Same shit with Bang 2. Bang 2 was all bad. That was recorded with the same shit, that was recorded at the same time. A lot of motherfuckers like that shit though. And then I did too, when the Actavis was walking with legs. I liked that shit back then too, when there was Actavis everywhere. That was what was going on, I was sipping that. But nowadays though, I recorded myself a different way. Shit crazy. Sound like having a real studio. I've got templates and shit. Engineers come, and as I record songs and shit we save templates of the songs recorded previous that they might have recorded and mixed. And then we put that on a template and I just open that up, with nothing in it, where it's just a blank file. Template and just do it from there. It be already halfway done and shit. It be kinda better than a rough draft.
What's the challenge for you right now in your music. What excites you about recording music? What aspects of music? Production?
That's one. That's just one right there. Thinking though, I like to think. I like to think of crazy shit to say. I like to think of flows, I like to make the next flow. I like to think of different flows. Them the things that make me want to do this. Beats, thinking, thinking of flows, thinking of stuff to say. Crazy shit. Weird shit. Weird in my way.
I noticed your production to me feels like a midpoint between GGP [his producer collective with DP Beats] and Back From the Dead 2.
It didn't take no turn, it took two years, year and a half for me to get better. Right now I can get on the computer and make any kind of beat and that shit will be crazy as fuck. Used to be, as I got better, I could make a beat and then it might sound hard, I might make my hard three beats, and then make my next beats be "what the fuck?" People would be like, "I can't rap [on that]…" The only motherfucker that can rap on those is me, is what I'm trying to say. Now I just make a beat and they be like, "Damn, let me get that." As I was getting better, the shit was crazy though. Every time I make a beat it just seem like I go in, and I have my mind made on some whole other shit, like I'm motivated. I'll listen to other producers, D. Rich, Shawty Redd, and I like that trap shit, so Jeezy. He's always been an influence on me, since a long time ago. I listen to that kind of shit, that put me on some whole other shit. Mike Will, my boy, his beats. And Chop too. Chop come over here and we make beats together. Then I think about what Chop used to do. And I think about what I used to do on Chop's computer. How I used to go on his shit and go in the beats—we'd record on FL Studio. I'd go on Chop's shit, open them bitches up—this is when we did Back from the Dead. All them songs on there, I'd go in the beats and change shit in the beats. I'd put this there, take that this off, that's what I be thinking about. That's how I got better.
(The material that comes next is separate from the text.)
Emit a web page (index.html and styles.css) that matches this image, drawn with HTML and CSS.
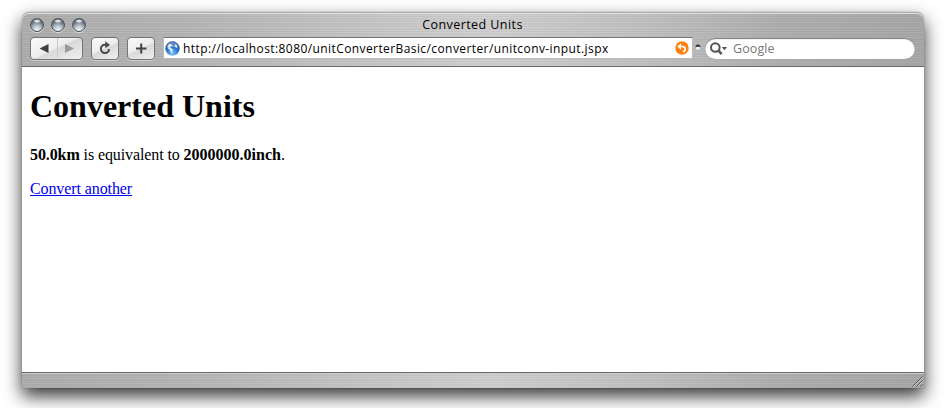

Now Chop will tell you himself. He's like, "Damn, you really know how to make beats." A lot of motherfuckers be tweaking off that shit. When I make beats, it ain't for nobody else, it's just for me. It ain't for no rappers, it ain't for me to give to him and him, it's for me, my boys, and niggas I respect. Men I respect in this industry and the entertainment business. I'm not doing this for everybody. I'm actually doing this for me. Because I like to fuck with the piano and come up with sounds, and think of the next sound, and a beat. Like this will be hard. You know? So I like that shit.
How often would you say you record music per week?
Every day. I'll do eight songs a day, then I'll do three songs a day, then I'll take a break for three for days, sit in this motherfucker and watch TV, watch a couple movies, I might see a movie that I like so much it just makes me want to go make a hard-ass beat or hard-ass song. I might make two songs off that, three songs again. Go back, watch another movie. Might not even do that. Might just go get into bed because I've done this shit a couple days in a row.
What's some of the work that's inspired you lately?
I can't really tell you about the movies because I watch so many movies. I buy movies, there's some shit call Movies & Tv on XBox and I just be buying all the movies from 2016 to 2005, as far as I'm gonna go. I couldn't tell you. Rappers, like I say Bankroll, Jeezy. Jeezy's new shit, that Trap or Die 3 shit. Bankroll, you know Bankroll died, he got killed. But Ballout and them put me on him. Ballout, Tadoe. I usually don't like them even listening to people. Back then, when I had my other house, this was a year or two ago. They used to be listening to Bankroll all the time. I was like, who is this? This is before he got killed out there and shit in Atlanta. They used to be listening to him all the time, like "Who is this?" Because I don't like to listen to [unclear] Why listen to other motherfuckers when you can listen to yourself? Anyways I finally started listening, we was on tour. They was playing that shit on the tour bus. He caught my ear and I'm like, damn. Ever since then, I paid my homage, I just be fucking with him and I respect the man. I'm like, damn, that's crazy. Soon as I started really liking him. I was on a song with him, matter fact, too. But I didn't know back then. It was him, me and Gucci on the song. He goes hard, you know? I was noticing this man really goes hard. This shit he say, is like what the fuck. You feel me? If you understand how he's coming and where he's coming from. Just Bankroll and Jeezy.
I remember on the Finally Rollin tape you remixed one of his records, right?
Oh yeah, exactly. Finally Rollin wasn't even on nothin to me though. I don't really like Finally Rollin. I was trying to play with words a little bit on that shit, you know. Coming up with little weird ass punchlines. I like to do weird shit, like ‘What the fuck?’ You know? Like ‘damn, run that back, what'd he say? How'd he say that?’ But yeah, I don't know. I'm so high I forgot what we were talking about. I don't even know who I'm talking to. I'm thinking you just anybody.
I interviewed you at your grandmother's back in 2012.
I'm sure, like I know this nigga's voice. I thought I was talking to some whole other motherfuckers. What'd you say?
I interviewed you at your grandma's back in 2012.
I know who you is. Irish looking motherfucker.